PROBLEM DESCRIPTION —
Send each entry back exactly as given, pictures excluded.

ENTRIES —

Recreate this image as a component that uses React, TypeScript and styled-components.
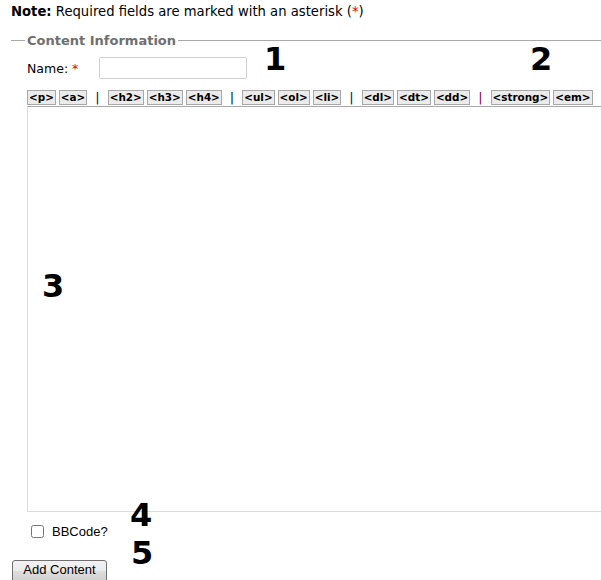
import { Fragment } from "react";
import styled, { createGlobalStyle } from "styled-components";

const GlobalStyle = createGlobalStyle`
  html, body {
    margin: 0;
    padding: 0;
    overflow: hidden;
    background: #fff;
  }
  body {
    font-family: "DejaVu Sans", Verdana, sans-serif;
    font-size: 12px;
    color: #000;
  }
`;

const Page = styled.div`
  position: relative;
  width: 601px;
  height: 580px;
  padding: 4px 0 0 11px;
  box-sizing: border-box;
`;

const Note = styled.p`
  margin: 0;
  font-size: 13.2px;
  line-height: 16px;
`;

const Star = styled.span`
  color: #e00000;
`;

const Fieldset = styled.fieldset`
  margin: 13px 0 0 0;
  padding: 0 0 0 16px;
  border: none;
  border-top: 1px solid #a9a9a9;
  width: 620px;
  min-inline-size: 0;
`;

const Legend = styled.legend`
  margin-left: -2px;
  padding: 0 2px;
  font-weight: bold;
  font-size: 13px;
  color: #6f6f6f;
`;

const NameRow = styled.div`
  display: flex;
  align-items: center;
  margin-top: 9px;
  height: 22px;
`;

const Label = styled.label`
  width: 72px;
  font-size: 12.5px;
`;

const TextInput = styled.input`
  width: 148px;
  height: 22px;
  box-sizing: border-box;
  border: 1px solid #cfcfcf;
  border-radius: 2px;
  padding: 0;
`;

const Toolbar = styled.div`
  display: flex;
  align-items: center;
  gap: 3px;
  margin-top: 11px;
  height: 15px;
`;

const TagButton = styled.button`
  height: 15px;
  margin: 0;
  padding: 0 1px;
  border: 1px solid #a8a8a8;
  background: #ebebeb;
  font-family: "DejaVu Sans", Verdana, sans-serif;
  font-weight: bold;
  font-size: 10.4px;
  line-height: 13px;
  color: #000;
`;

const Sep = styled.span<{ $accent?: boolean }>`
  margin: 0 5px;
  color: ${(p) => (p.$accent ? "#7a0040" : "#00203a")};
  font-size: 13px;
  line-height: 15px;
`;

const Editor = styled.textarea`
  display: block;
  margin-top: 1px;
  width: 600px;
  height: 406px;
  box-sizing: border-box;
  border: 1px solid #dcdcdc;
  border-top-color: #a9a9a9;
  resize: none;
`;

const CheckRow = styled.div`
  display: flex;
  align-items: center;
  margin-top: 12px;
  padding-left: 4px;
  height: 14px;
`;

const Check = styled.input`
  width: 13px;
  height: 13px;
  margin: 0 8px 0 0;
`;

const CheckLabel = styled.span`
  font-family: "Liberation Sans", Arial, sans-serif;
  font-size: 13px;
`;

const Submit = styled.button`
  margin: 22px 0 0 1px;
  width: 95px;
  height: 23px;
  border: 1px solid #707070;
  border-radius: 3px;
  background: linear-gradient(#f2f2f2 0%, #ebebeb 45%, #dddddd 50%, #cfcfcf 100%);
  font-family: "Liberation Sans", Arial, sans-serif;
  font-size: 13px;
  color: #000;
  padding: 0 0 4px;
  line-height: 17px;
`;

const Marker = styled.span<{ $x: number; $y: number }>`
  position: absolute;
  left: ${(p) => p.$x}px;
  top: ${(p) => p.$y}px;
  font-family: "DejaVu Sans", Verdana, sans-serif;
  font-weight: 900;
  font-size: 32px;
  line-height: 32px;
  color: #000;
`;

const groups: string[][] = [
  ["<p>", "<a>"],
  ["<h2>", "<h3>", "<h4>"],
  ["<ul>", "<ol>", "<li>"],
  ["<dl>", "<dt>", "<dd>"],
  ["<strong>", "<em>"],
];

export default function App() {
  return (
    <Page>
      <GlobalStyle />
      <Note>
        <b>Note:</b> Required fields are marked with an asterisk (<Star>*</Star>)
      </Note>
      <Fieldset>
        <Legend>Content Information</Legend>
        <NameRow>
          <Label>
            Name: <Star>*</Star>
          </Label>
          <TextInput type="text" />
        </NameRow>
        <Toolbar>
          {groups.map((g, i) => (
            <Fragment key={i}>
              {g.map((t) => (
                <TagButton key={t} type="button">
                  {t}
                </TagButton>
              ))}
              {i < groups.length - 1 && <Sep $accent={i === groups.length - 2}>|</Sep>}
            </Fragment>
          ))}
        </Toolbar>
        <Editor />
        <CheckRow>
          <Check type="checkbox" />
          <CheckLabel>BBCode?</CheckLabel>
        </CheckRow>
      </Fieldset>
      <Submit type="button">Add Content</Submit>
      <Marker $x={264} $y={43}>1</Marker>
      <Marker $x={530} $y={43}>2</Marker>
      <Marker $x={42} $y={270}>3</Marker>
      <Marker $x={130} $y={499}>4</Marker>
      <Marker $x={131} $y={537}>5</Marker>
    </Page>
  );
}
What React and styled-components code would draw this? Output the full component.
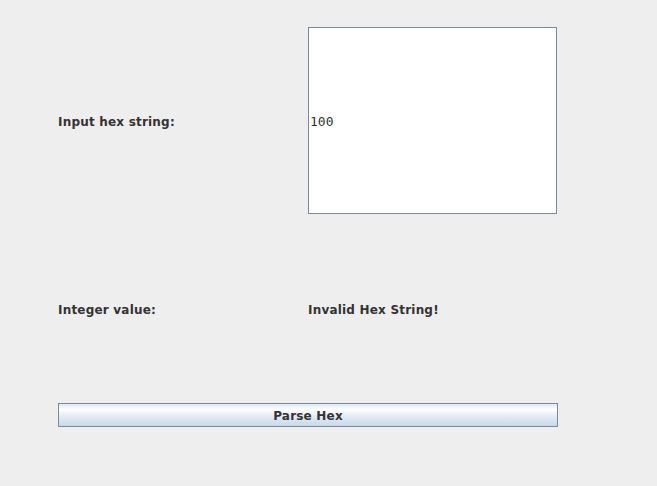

TASK SOLUTION —
Recreate this image as a component that uses React, TypeScript and styled-components.
import { Fragment } from "react";
import styled, { createGlobalStyle } from "styled-components";

const GlobalStyle = createGlobalStyle`
  html, body {
    margin: 0;
    padding: 0;
    overflow: hidden;
    background: #fff;
  }
  body {
    font-family: "DejaVu Sans", Verdana, sans-serif;
    font-size: 12px;
    color: #000;
  }
`;

const Page = styled.div`
  position: relative;
  width: 601px;
  height: 580px;
  padding: 4px 0 0 11px;
  box-sizing: border-box;
`;

const Note = styled.p`
  margin: 0;
  font-size: 13.2px;
  line-height: 16px;
`;

const Star = styled.span`
  color: #e00000;
`;

const Fieldset = styled.fieldset`
  margin: 13px 0 0 0;
  padding: 0 0 0 16px;
  border: none;
  border-top: 1px solid #a9a9a9;
  width: 620px;
  min-inline-size: 0;
`;

const Legend = styled.legend`
  margin-left: -2px;
  padding: 0 2px;
  font-weight: bold;
  font-size: 13px;
  color: #6f6f6f;
`;

const NameRow = styled.div`
  display: flex;
  align-items: center;
  margin-top: 9px;
  height: 22px;
`;

const Label = styled.label`
  width: 72px;
  font-size: 12.5px;
`;

const TextInput = styled.input`
  width: 148px;
  height: 22px;
  box-sizing: border-box;
  border: 1px solid #cfcfcf;
  border-radius: 2px;
  padding: 0;
`;

const Toolbar = styled.div`
  display: flex;
  align-items: center;
  gap: 3px;
  margin-top: 11px;
  height: 15px;
`;

const TagButton = styled.button`
  height: 15px;
  margin: 0;
  padding: 0 1px;
  border: 1px solid #a8a8a8;
  background: #ebebeb;
  font-family: "DejaVu Sans", Verdana, sans-serif;
  font-weight: bold;
  font-size: 10.4px;
  line-height: 13px;
  color: #000;
`;

const Sep = styled.span<{ $accent?: boolean }>`
  margin: 0 5px;
  color: ${(p) => (p.$accent ? "#7a0040" : "#00203a")};
  font-size: 13px;
  line-height: 15px;
`;

const Editor = styled.textarea`
  display: block;
  margin-top: 1px;
  width: 600px;
  height: 406px;
  box-sizing: border-box;
  border: 1px solid #dcdcdc;
  border-top-color: #a9a9a9;
  resize: none;
`;

const CheckRow = styled.div`
  display: flex;
  align-items: center;
  margin-top: 12px;
  padding-left: 4px;
  height: 14px;
`;

const Check = styled.input`
  width: 13px;
  height: 13px;
  margin: 0 8px 0 0;
`;

const CheckLabel = styled.span`
  font-family: "Liberation Sans", Arial, sans-serif;
  font-size: 13px;
`;

const Submit = styled.button`
  margin: 22px 0 0 1px;
  width: 95px;
  height: 23px;
  border: 1px solid #707070;
  border-radius: 3px;
  background: linear-gradient(#f2f2f2 0%, #ebebeb 45%, #dddddd 50%, #cfcfcf 100%);
  font-family: "Liberation Sans", Arial, sans-serif;
  font-size: 13px;
  color: #000;
  padding: 0 0 4px;
  line-height: 17px;
`;

const Marker = styled.span<{ $x: number; $y: number }>`
  position: absolute;
  left: ${(p) => p.$x}px;
  top: ${(p) => p.$y}px;
  font-family: "DejaVu Sans", Verdana, sans-serif;
  font-weight: 900;
  font-size: 32px;
  line-height: 32px;
  color: #000;
`;

const groups: string[][] = [
  ["<p>", "<a>"],
  ["<h2>", "<h3>", "<h4>"],
  ["<ul>", "<ol>", "<li>"],
  ["<dl>", "<dt>", "<dd>"],
  ["<strong>", "<em>"],
];

export default function App() {
  return (
    <Page>
      <GlobalStyle />
      <Note>
        <b>Note:</b> Required fields are marked with an asterisk (<Star>*</Star>)
      </Note>
      <Fieldset>
        <Legend>Content Information</Legend>
        <NameRow>
          <Label>
            Name: <Star>*</Star>
          </Label>
          <TextInput type="text" />
        </NameRow>
        <Toolbar>
          {groups.map((g, i) => (
            <Fragment key={i}>
              {g.map((t) => (
                <TagButton key={t} type="button">
                  {t}
                </TagButton>
              ))}
              {i < groups.length - 1 && <Sep $accent={i === groups.length - 2}>|</Sep>}
            </Fragment>
          ))}
        </Toolbar>
        <Editor />
        <CheckRow>
          <Check type="checkbox" />
          <CheckLabel>BBCode?</CheckLabel>
        </CheckRow>
      </Fieldset>
      <Submit type="button">Add Content</Submit>
      <Marker $x={264} $y={43}>1</Marker>
      <Marker $x={530} $y={43}>2</Marker>
      <Marker $x={42} $y={270}>3</Marker>
      <Marker $x={130} $y={499}>4</Marker>
      <Marker $x={131} $y={537}>5</Marker>
    </Page>
  );
}
What React and styled-components code would draw this? Output the full component.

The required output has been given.